Le scepticisme de Kant est caché au fond de toutes les doctrines sceptiques de notre temps ; mais celles-ci n’en ont pas toujours conscience. L’analyse critique de tous les concepts de l’entendement humain est une œuvre trop compliquée, trop difficile, et la plupart des adversaires de la métaphysique aiment mieux employer une méthode plus simple, plus commode. Ils observent qu’en fait il y a des sciences, à savoir les sciences positives, qui, se bornant à constater et à relier les phénomènes de la nature, arrivent dans ces limites à une parfaite exactitude et à une certitude absolue. Sans examiner à quelles conditions se forment de telles sciences, quelles sont les idées de l’esprit humain qui s’y appliquent, et s’il n’y a pas déjà là une sorte de réfutation du scepticisme, ils se contentent de jouir de la sécurité pratique que leur assurent des méthodes cent fois éprouvées, et, enfermés dans le cercle où ils ont l’habitude de se mouvoir, ils traitent de rêve, de chimère, de poésie tout ce qui dépasse ce cercle étroit et familier. Dogmatiques sur le terrain de la science positive et de la vie pratique, ils sont sceptiques en métaphysique, sans se demander si peut-être ce ne sont pas là deux états d’esprit contradictoires.

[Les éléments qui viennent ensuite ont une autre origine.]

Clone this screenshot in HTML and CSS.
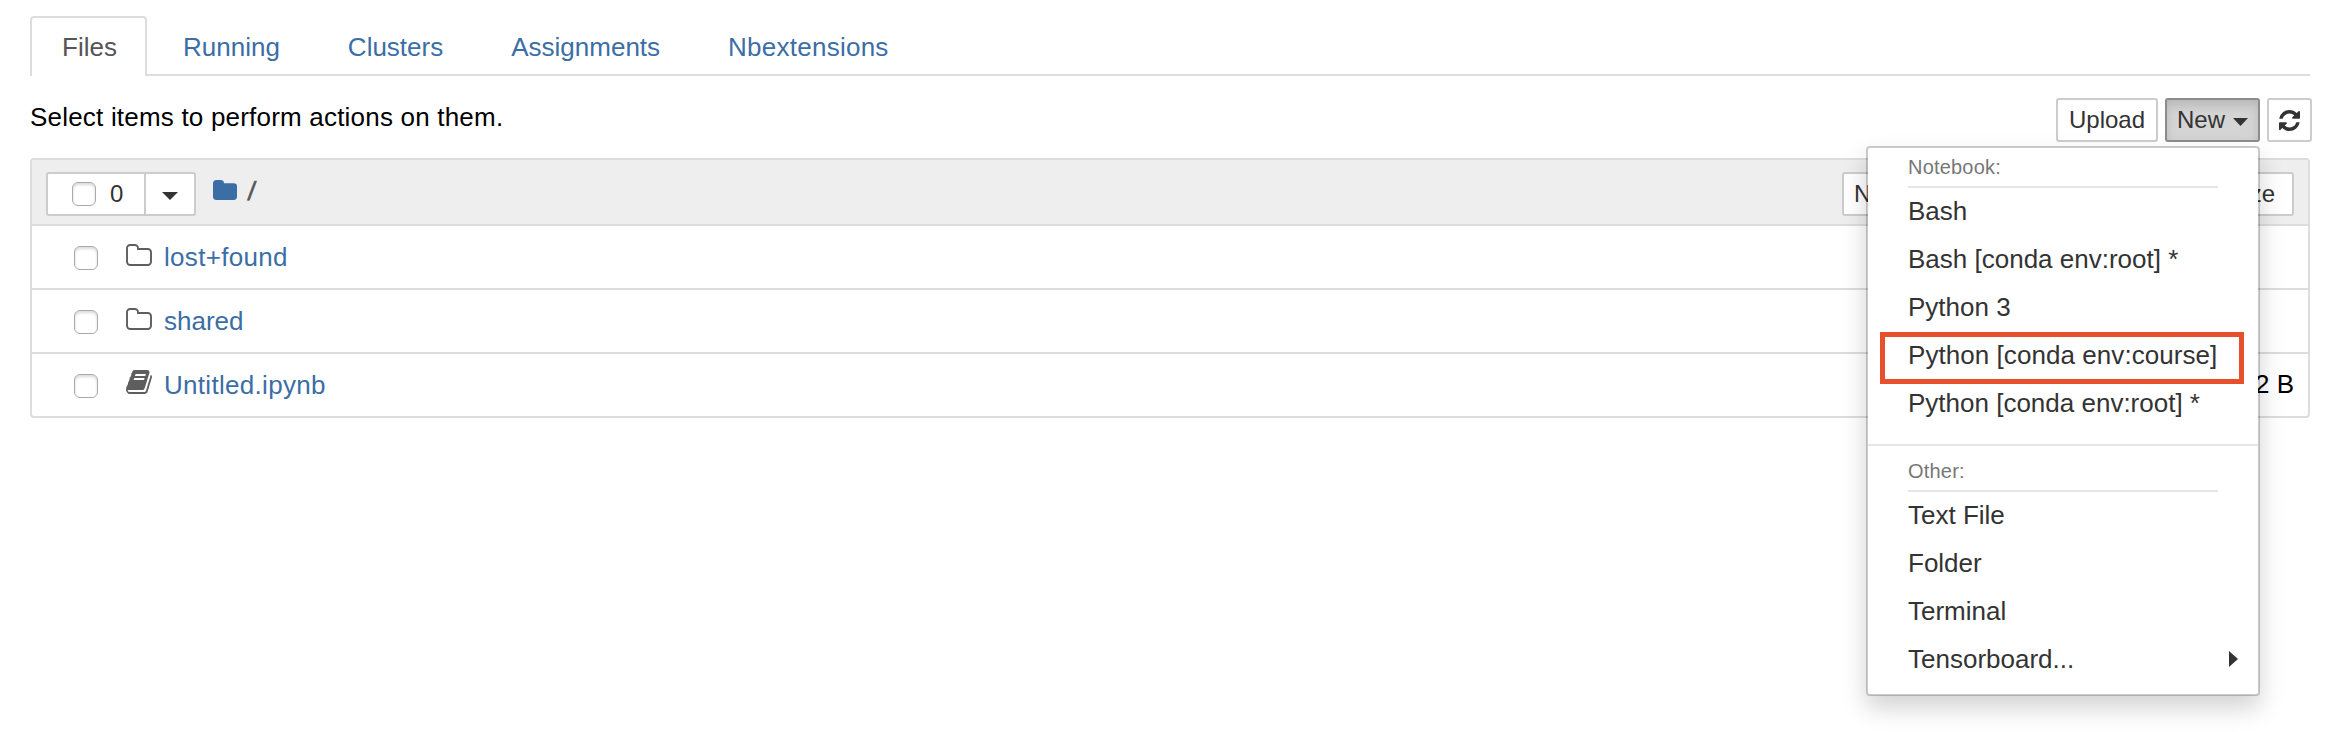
FILE: index.html
```html
<!DOCTYPE html>
<html lang="en">
<head>
<meta charset="utf-8">
<title>Home</title>
<link rel="stylesheet" href="styles.css">
</head>
<body>
<svg class="defs" aria-hidden="true">
  <symbol id="folder-o" viewBox="0 0 26 22"><path d="M1 4.200A3.200 3.200 0 0 1 4.200 1h4.600A3.200 3.200 0 0 1 12 4.200V5h9.800A3.200 3.200 0 0 1 25 8.200v9.600A3.200 3.200 0 0 1 21.800 21H4.200A3.200 3.200 0 0 1 1 17.800z" fill="none" stroke="currentColor" stroke-width="1.900"/></symbol>
</svg>
<ul class="tabs">
  <li class="tab active">Files</li>
  <li class="tab">Running</li>
  <li class="tab">Clusters</li>
  <li class="tab">Assignments</li>
  <li class="tab wide">Nbextensions</li>
</ul>
<div class="toolbar">
  <div class="hint">Select items to perform actions on them.</div>
  <div class="actions">
    <button class="btn upload">Upload</button>
    <div class="dropdown">
      <button class="btn new">New <i class="caret"></i></button>
      <div class="menu">
        <div class="heading">Notebook:</div>
        <div class="item">Bash</div>
        <div class="item">Bash [conda env:root] *</div>
        <div class="item">Python 3</div>
        <div class="item marked">Python [conda env:course]</div>
        <div class="item">Python [conda env:root] *</div>
        <div class="divider"></div>
        <div class="heading">Other:</div>
        <div class="item">Text File</div>
        <div class="item">Folder</div>
        <div class="item">Terminal</div>
        <div class="item sub">Tensorboard...<i class="caret-right"></i></div>
      </div>
    </div>
    <button class="btn refresh" aria-label="Refresh"><svg width="21" height="21" viewBox="0 0 1536 1536"><path fill="currentColor" d="M1511 928q0 5-1 7-64 268-268 434.500T764 1536q-146 0-282.500-55T238 1324l-129 129q-19 19-45 19t-45-19-19-45V960q0-26 19-45t45-19h448q26 0 45 19t19 45-19 45l-137 137q71 66 161 102t187 36q134 0 250-65t186-179q11-17 53-117 8-23 30-23h192q13 0 22.500 9.500t9.500 22.500zm25-800v448q0 26-19 45t-45 19h-448q-26 0-45-19t-19-45 19-45l138-138Q969 256 768 256q-134 0-250 65T332 500q-11 17-53 117-8 23-30 23H50q-13 0-22.500-9.500T18 608v-7q65-268 270-434.500T768 0q146 0 284 55.500T1297 212l130-129q19-19 45-19t45 19 19 45z"/></svg></button>
  </div>
</div>
<div class="list">
  <div class="list-head">
    <div class="select">
      <span class="select-all"><i class="check"></i>0</span>
      <span class="select-more"><i class="caret"></i></span>
    </div>
    <svg class="crumb-icon" width="24" height="20" viewBox="0 0 24 20"><path fill="currentColor" d="M0 3.500A3.500 3.500 0 0 1 3.500 0h4A3.500 3.500 0 0 1 11 3.300h9.700A3.300 3.300 0 0 1 24 6.600v10a3.400 3.400 0 0 1-3.400 3.400H3.400A3.400 3.400 0 0 1 0 16.600z"/></svg>
    <span class="slash">/</span>
    <div class="sorts">
      <span class="sort name">Name</span><span class="sort size">File size</span>
    </div>
  </div>
  <div class="row"><i class="check"></i><svg class="icon" width="26" height="22"><use href="#folder-o"/></svg><a>lost+found</a></div>
  <div class="row"><i class="check"></i><svg class="icon" width="26" height="22"><use href="#folder-o"/></svg><a class="tight">shared</a></div>
  <div class="row"><i class="check"></i><svg class="icon book" width="26" height="24" viewBox="0 0 1664 1536"><path fill="currentColor" d="M1639 350q40 57 18 129l-275 906q-19 64-76.500 107.500T1183 1536H260q-77 0-148.500-53.500T12 1351q-24-67-2-127 0-4 3-27t4-37q1-8-3-21.500t-3-19.500q2-11 8-21t16.500-23.500T52 1051q23-38 45-91.500t30-91.500q3-10 .5-30t-.5-28q3-11 17-28t17-23q21-36 42-92t25-90q1-9-2.500-32t.5-28q4-13 22-30.500t22-22.500q19-26 42.500-84.500T340 283q1-8-3-25.500t-2-26.500q2-8 9-18t18-23 17-21q8-12 16.500-30.500t15-35 16-36 19.500-32T469.500 12t36-11.500T553 6l-1 3q38-9 51-9h761q74 0 114 56t18 130l-274 906q-36 119-71.500 153.500T1022 1280H153q-27 0-38 15-11 16-1 43 24 70 144 70h923q29 0 56-15.500t35-41.500l300-987q7-22 5-57 38 15 59 43zm-1064 2q-4 13 2 22.500t20 9.500h608q13 0 25.500-9.500T1247 352l21-64q4-13-2-22.500t-20-9.500H638q-13 0-25.500 9.500T596 288zm-83 256q-4 13 2 22.500t20 9.500h608q13 0 25.500-9.500T1164 608l21-64q4-13-2-22.500t-20-9.500H555q-13 0-25.500 9.500T513 544z"/></svg><a>Untitled.ipynb</a><span class="bytes">72 B</span></div>
</div>
</body>
</html>
```
FILE: styles.css
```css
*, *::after { box-sizing: border-box; }
body {
  margin: 0;
  padding: 16px 42px 0 30px;
  height: 732px;
  overflow: hidden;
  background: #fff;
  color: #000;
  font: 26px/38px "Liberation Sans", Arial, sans-serif;
}
.defs { position: absolute; width: 0; height: 0; }
.tabs {
  display: flex;
  gap: 4px;
  height: 60px;
  margin: 0;
  padding: 0;
  list-style: none;
  border-bottom: 2px solid #ddd;
}
.tab {
  height: 60px;
  padding: 10px 30px 0;
  border: 2px solid transparent;
  border-bottom: 0;
  border-radius: 4px 4px 0 0;
  color: #3b6ea5;
}
.tab.active { width: 117px; color: #555; background: #fff; border-color: #ddd; }
.tab.wide { letter-spacing: .25px; }
.toolbar { display: flex; justify-content: space-between; height: 82px; padding-top: 22px; margin-right: -2px; }
.hint { letter-spacing: .2px; }
.actions { display: flex; gap: 7px; }
.btn {
  height: 44px;
  padding: 0 10px;
  border: 2px solid #ccc;
  border-radius: 3px;
  background: #fff;
  color: #333;
  font: 24px/40px "Liberation Sans", Arial, sans-serif;
  white-space: nowrap;
}
.upload { width: 102px; }
.new {
  display: flex;
  align-items: center;
  gap: 8px;
  width: 95px;
  background: #d4d4d4;
  border-color: #8c8c8c;
  box-shadow: inset 0 6px 10px rgba(0, 0, 0, .125);
}
.refresh { display: flex; align-items: center; justify-content: center; width: 45px; }
.caret { width: 16px; height: 8px; margin-top: 4px; background: #333; clip-path: polygon(0 0, 100% 0, 50% 100%); }
.dropdown { position: relative; }
.menu {
  position: absolute;
  top: 48px;
  right: 0;
  z-index: 2;
  width: 394px;
  height: 550px;
  padding: 10px 0;
  background: #fff;
  background-clip: padding-box;
  border: 2px solid rgba(0, 0, 0, .2);
  border-radius: 4px;
  box-shadow: 0 12px 24px rgba(0, 0, 0, .175);
  color: #333;
}
.heading {
  height: 30px;
  margin: 0 40px;
  font-size: 20px;
  line-height: 18px;
  letter-spacing: .2px;
  color: #777;
  border-bottom: 2px solid #e5e5e5;
}
.item { height: 48px; padding: 4px 40px 6px; white-space: nowrap; }
.marked { position: relative; letter-spacing: .06px; }
.marked::after {
  content: "";
  position: absolute;
  left: 12px;
  top: 0;
  width: 364px;
  height: 52px;
  border: 5px solid #e8502d;
}
.divider { height: 2px; margin: 16px 0; background: #e5e5e5; }
.sub { display: flex; justify-content: space-between; align-items: center; padding-right: 20px; }
.caret-right { width: 9px; height: 16px; background: #333; clip-path: polygon(0 0, 100% 50%, 0 100%); }
.list { border: 2px solid #ddd; border-radius: 4px; }
.list-head { display: flex; height: 64px; padding: 12px 14px 8px; background: #eee; }
.select { display: flex; width: 150px; height: 44px; background: #fff; border: 2px solid #ccc; border-radius: 3px; color: #333; font-size: 24px; }
.select-all { display: flex; align-items: center; gap: 14px; width: 98px; padding-left: 24px; border-right: 2px solid #ccc; }
.select-more { flex: 1; display: flex; align-items: center; justify-content: center; }
.check { width: 24px; height: 24px; border: 1px solid #aaa; border-radius: 6px; background: #fff; box-shadow: inset 0 2px 3px rgba(0, 0, 0, .15); }
.crumb-icon { margin: 8px 0 0 17px; color: #3b6ea5; }
.slash { margin-left: 11px; color: #555; -webkit-text-stroke: .6px #555; transform: skewX(-6deg); }
.sorts { display: flex; justify-content: space-between; width: 452px; margin-left: auto; }
.sort { height: 44px; padding: 0 10px; border: 2px solid #ccc; border-radius: 3px; background: #fff; color: #333; font-size: 24px; line-height: 40px; }
.size { padding-right: 17px; }
.row { display: flex; height: 64px; padding: 12px 14px 0 42px; border-top: 2px solid #ddd; }
.row .check { margin-top: 8px; }
.icon { margin: 6px 12px 0 28px; color: #5e5e5e; }
.icon.book { margin-top: 4px; }
.row a { color: #3b6ea5; letter-spacing: .3px; }
.row .tight { letter-spacing: 0; }
.bytes { margin-left: auto; margin-top: -1px; }
```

Pour nous, nous sommes étonné de voir les sciences dites positives montrer tant de préventions contre la philosophie, car il nous semble que ces sciences, profondément méditées et considérées. dans leurs parties les plus hautes, touchent aux confins de la métaphysique, et n’en sont même pour ainsi dire que le premier degré. Quelle est en effet la prétention de la métaphysique ? C’est de nous conduire des choses sensibles aux choses intelligibles, du subjectif à l’objectif, c’est-à-dire de ce qui nous paraît à ce qui est, des phénomènes aux substances et aux causes, et enfin du relatif à l’absolu. Or nous allons voir que ce passage a lieu dans les sciences, et qu’il est même précisément ce qu’on appelle la science.